### [Aim]
Determine how many lines of the records include "image", and answer with the number alone.

----- Extracted data -----

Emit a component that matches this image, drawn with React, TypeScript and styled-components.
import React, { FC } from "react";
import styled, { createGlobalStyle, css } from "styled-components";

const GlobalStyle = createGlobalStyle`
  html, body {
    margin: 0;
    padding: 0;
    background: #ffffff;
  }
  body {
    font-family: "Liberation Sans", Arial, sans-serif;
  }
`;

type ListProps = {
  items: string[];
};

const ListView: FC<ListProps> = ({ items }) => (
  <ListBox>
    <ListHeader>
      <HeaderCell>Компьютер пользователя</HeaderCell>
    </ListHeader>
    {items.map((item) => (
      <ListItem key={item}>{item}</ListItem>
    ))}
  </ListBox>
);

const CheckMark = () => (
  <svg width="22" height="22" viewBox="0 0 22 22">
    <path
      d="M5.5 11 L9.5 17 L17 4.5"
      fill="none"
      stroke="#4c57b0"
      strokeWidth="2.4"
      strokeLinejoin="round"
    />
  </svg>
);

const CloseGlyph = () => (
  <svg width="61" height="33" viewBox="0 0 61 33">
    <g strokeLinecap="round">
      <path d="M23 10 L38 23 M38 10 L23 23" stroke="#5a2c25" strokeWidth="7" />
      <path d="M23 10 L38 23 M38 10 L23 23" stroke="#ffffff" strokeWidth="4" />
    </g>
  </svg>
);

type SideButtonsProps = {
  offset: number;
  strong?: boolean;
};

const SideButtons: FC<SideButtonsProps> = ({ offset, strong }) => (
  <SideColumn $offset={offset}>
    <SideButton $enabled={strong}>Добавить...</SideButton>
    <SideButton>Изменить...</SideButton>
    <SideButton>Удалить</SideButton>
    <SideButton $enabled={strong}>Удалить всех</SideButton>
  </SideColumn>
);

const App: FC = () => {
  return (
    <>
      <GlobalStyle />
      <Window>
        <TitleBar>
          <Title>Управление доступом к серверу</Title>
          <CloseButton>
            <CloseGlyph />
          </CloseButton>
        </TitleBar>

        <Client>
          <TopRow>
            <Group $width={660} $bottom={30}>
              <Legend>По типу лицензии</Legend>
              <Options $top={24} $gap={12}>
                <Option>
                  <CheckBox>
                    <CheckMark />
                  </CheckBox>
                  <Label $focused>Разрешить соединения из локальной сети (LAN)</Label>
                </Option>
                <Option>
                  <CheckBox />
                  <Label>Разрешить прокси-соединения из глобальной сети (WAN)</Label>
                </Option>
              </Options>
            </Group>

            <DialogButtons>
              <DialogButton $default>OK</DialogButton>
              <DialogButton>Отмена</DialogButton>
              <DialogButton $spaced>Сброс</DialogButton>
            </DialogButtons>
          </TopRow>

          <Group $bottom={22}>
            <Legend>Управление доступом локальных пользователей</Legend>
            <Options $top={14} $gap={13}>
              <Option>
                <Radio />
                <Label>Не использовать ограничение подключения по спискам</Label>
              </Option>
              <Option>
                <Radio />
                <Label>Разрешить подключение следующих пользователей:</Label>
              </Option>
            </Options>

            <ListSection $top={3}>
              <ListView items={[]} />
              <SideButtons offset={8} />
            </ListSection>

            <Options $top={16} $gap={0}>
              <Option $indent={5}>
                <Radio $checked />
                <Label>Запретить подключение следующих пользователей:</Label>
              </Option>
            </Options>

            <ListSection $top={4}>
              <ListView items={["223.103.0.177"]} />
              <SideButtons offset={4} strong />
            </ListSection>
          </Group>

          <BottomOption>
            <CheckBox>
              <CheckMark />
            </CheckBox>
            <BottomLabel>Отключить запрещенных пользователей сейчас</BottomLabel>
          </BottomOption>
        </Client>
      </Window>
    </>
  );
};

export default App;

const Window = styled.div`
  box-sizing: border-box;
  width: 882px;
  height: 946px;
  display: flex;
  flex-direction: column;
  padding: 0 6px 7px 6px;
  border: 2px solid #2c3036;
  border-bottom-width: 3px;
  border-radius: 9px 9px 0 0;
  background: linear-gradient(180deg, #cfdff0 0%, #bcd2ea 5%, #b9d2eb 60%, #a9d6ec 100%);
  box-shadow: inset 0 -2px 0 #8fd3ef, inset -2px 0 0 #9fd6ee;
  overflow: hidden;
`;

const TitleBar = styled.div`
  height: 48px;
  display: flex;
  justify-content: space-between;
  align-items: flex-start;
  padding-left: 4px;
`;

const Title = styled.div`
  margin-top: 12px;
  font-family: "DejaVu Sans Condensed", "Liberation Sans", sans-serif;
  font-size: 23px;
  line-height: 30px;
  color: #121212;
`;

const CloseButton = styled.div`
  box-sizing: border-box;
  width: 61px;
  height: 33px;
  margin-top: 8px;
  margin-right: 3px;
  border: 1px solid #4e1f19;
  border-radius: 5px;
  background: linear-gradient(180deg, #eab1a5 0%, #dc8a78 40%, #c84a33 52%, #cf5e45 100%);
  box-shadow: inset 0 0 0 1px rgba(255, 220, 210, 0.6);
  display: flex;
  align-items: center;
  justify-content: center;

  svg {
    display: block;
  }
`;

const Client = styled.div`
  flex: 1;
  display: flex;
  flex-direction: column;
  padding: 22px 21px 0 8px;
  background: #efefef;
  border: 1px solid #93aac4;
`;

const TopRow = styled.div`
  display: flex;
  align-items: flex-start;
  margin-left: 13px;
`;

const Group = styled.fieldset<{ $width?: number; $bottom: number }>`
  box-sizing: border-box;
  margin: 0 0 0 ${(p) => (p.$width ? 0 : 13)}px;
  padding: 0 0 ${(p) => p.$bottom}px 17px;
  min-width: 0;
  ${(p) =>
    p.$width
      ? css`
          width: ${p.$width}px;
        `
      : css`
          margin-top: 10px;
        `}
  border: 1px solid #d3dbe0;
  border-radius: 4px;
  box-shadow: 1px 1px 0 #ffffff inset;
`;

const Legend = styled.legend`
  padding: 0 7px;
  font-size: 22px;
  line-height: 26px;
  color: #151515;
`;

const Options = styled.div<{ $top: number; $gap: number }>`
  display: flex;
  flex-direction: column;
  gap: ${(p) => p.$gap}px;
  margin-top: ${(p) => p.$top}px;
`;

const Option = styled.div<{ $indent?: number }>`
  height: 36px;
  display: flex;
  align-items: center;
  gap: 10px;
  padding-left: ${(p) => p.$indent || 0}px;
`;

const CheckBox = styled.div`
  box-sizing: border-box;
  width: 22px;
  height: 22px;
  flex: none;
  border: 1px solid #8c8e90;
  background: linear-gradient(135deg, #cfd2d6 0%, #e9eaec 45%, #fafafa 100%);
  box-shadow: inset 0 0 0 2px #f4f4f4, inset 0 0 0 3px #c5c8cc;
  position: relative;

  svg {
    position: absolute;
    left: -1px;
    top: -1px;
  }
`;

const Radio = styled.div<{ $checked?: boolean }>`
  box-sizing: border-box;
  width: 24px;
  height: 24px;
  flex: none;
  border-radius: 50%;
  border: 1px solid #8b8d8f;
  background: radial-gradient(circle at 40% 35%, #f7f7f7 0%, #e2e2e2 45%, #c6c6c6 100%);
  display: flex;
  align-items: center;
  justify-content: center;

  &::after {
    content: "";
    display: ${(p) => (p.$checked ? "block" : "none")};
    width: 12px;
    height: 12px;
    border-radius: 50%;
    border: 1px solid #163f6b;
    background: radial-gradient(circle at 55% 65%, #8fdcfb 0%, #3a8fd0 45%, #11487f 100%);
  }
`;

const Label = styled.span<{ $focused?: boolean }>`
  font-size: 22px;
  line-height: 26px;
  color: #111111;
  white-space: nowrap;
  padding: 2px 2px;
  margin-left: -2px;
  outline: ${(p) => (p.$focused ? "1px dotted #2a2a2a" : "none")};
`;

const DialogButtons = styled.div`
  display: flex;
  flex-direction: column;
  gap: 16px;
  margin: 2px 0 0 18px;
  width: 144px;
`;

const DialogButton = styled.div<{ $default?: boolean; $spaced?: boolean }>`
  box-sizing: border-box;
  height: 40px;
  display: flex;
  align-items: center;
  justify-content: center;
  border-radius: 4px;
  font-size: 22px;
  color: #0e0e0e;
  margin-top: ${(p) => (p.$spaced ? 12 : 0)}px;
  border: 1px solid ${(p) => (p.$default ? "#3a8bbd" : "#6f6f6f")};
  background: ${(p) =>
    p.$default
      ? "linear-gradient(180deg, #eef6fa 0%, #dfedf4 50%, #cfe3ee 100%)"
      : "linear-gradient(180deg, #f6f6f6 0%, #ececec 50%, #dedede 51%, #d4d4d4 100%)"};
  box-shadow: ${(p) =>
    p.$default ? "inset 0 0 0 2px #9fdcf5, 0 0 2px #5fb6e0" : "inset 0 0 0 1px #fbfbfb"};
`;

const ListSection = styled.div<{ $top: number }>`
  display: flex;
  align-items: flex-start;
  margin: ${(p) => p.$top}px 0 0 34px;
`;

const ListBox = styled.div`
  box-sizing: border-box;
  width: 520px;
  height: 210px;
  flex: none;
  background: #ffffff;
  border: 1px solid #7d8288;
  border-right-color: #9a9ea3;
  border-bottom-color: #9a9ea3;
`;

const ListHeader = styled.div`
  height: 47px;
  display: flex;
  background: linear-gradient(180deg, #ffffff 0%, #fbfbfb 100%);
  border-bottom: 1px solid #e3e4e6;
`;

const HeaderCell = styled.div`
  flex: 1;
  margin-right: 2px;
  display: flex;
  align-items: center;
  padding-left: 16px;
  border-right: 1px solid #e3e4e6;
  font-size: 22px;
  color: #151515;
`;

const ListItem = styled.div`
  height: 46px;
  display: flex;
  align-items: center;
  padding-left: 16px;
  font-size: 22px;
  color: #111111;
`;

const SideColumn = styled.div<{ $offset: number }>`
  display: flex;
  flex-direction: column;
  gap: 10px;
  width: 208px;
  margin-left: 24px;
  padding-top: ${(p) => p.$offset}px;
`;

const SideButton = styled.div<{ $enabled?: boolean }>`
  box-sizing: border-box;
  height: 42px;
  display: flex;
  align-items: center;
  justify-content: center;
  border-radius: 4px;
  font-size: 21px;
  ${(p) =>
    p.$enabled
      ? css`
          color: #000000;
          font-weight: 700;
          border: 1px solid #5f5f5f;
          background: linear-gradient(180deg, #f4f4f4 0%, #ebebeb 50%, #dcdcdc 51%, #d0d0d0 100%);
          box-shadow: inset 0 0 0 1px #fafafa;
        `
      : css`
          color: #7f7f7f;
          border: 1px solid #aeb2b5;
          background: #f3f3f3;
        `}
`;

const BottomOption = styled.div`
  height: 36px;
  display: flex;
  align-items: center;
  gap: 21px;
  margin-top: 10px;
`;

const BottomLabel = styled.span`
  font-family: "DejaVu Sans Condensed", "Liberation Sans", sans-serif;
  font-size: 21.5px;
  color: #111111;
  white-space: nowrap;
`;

-----
----- Extracted data -----

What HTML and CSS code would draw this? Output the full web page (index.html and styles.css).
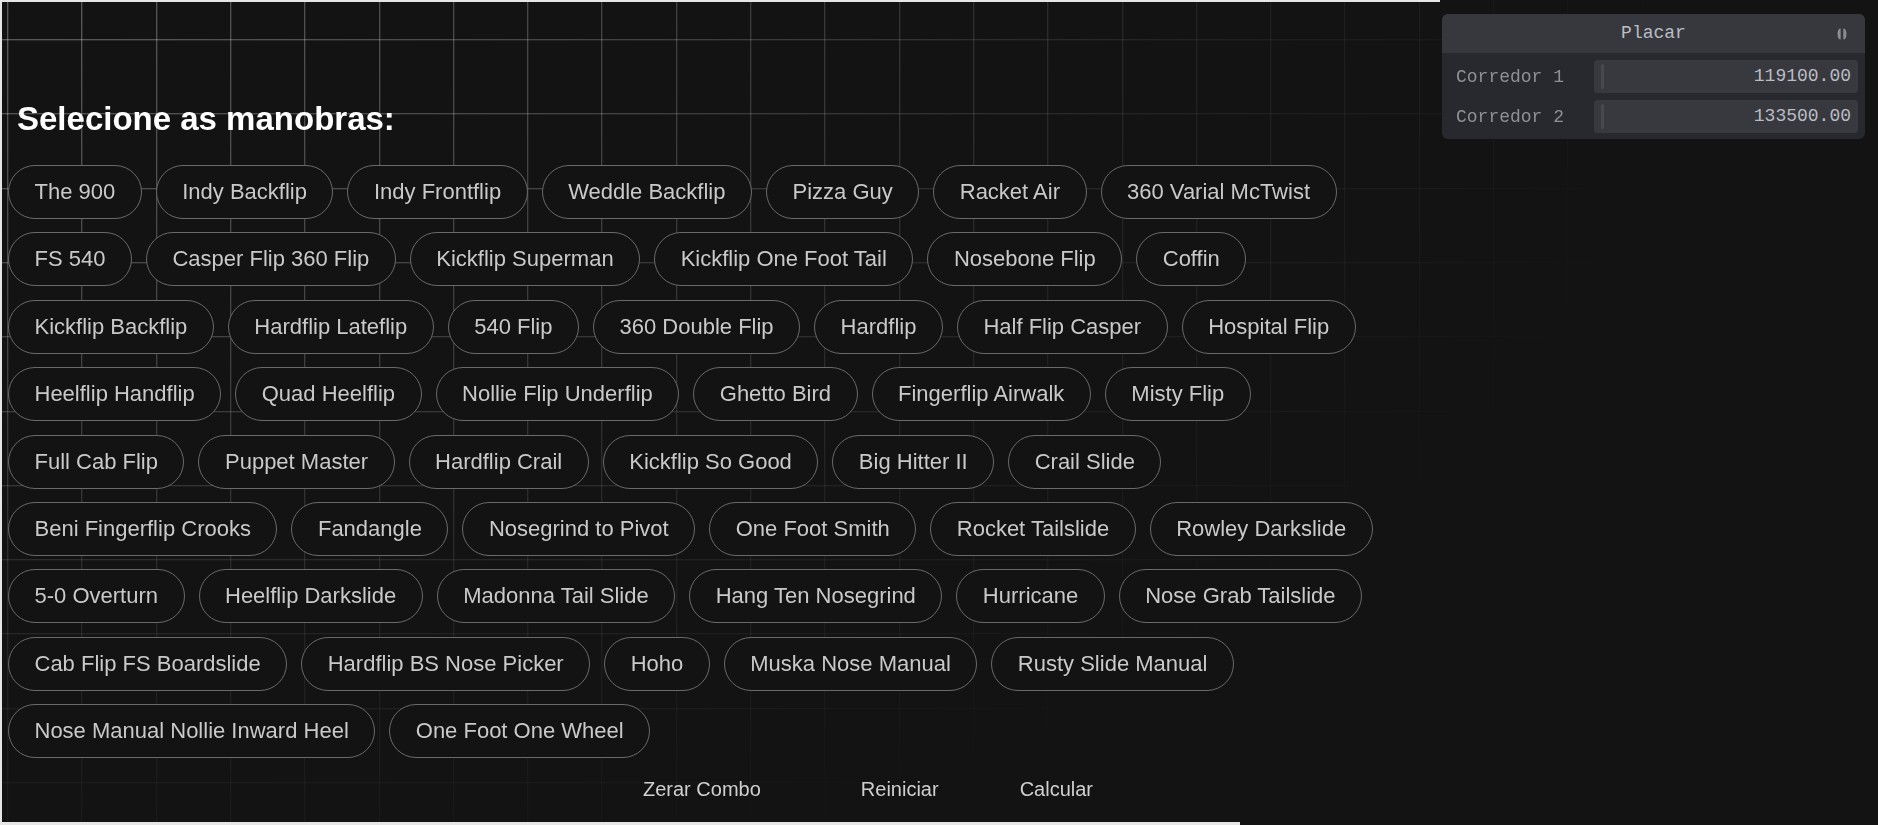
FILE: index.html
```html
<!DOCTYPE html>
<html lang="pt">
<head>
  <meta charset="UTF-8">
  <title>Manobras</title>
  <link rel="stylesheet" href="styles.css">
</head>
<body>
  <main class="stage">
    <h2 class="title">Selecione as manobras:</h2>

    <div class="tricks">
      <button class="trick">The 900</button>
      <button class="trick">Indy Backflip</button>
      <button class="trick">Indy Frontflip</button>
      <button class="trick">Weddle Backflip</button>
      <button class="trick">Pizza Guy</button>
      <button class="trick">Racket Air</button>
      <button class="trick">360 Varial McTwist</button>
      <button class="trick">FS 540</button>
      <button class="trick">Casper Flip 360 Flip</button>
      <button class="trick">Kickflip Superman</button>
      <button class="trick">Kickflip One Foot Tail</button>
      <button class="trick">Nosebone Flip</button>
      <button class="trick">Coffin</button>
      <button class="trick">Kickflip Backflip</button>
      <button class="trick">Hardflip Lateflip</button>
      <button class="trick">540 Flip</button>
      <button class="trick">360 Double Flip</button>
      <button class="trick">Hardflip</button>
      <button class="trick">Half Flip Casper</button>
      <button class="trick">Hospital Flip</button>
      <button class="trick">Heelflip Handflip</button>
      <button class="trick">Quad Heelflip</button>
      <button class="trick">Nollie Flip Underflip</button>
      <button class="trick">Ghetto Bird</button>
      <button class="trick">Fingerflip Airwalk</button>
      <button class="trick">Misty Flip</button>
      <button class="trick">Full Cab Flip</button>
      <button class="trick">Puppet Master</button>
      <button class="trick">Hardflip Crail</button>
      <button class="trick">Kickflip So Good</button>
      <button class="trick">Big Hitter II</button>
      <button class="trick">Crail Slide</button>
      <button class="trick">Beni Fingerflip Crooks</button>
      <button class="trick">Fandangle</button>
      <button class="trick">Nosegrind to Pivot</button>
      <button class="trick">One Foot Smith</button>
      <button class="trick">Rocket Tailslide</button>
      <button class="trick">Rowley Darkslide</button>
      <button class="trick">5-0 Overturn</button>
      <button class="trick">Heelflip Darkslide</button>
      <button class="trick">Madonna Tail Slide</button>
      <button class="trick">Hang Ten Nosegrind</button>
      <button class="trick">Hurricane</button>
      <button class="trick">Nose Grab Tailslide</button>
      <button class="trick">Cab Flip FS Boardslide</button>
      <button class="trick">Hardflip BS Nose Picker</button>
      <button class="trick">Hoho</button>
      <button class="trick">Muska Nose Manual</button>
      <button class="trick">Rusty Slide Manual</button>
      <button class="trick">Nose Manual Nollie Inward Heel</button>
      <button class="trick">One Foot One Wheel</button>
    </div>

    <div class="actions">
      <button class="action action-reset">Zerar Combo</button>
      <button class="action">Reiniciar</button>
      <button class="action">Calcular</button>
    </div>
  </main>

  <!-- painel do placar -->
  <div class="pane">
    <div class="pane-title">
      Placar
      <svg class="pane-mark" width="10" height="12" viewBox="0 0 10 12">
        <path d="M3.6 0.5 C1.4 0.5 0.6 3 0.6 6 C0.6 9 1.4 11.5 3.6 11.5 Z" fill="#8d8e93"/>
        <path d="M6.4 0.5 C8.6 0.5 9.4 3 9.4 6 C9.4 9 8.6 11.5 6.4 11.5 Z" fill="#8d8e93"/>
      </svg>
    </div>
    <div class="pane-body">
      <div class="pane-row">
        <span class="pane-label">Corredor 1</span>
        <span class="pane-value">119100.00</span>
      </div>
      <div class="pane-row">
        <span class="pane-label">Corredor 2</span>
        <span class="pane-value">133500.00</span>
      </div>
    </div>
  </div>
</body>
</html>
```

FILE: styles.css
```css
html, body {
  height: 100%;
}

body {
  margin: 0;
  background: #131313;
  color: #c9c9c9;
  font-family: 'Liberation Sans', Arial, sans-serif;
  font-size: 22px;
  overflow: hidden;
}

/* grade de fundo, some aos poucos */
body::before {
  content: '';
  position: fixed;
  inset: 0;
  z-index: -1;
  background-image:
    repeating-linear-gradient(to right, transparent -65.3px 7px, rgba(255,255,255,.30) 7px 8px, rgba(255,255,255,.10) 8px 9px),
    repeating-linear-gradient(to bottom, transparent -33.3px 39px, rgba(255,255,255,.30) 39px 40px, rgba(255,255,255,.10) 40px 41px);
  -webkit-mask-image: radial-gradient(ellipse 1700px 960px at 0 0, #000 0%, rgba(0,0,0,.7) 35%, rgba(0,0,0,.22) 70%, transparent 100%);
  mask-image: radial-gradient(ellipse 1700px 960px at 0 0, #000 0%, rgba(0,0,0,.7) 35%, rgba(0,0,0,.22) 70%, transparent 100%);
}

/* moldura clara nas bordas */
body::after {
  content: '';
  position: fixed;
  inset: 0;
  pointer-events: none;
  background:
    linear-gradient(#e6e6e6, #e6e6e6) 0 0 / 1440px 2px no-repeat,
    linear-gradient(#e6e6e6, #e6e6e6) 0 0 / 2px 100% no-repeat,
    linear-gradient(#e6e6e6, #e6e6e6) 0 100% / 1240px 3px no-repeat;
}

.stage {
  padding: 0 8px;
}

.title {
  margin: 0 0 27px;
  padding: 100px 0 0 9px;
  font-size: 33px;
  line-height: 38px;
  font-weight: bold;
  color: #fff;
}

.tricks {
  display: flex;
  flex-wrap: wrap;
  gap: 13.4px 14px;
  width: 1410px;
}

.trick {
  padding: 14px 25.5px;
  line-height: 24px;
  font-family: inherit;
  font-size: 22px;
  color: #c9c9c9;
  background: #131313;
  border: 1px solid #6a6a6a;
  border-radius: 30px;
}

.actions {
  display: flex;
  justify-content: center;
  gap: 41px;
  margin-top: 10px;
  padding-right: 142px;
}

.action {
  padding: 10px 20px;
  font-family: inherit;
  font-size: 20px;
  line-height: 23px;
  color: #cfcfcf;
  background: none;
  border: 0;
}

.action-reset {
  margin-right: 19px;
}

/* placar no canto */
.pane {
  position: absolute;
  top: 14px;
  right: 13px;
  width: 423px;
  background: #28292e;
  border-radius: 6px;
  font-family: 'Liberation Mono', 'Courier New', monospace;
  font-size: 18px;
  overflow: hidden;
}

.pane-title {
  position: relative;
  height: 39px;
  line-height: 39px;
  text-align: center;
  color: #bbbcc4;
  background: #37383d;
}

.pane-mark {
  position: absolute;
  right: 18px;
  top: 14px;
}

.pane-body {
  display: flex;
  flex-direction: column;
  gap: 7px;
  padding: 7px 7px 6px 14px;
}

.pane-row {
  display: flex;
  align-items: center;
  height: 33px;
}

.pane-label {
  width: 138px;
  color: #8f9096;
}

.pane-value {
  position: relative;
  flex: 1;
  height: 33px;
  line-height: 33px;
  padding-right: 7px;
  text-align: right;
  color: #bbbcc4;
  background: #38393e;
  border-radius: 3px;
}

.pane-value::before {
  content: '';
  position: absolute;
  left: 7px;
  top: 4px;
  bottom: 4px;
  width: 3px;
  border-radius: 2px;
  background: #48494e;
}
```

-----

### [Problem solution]
4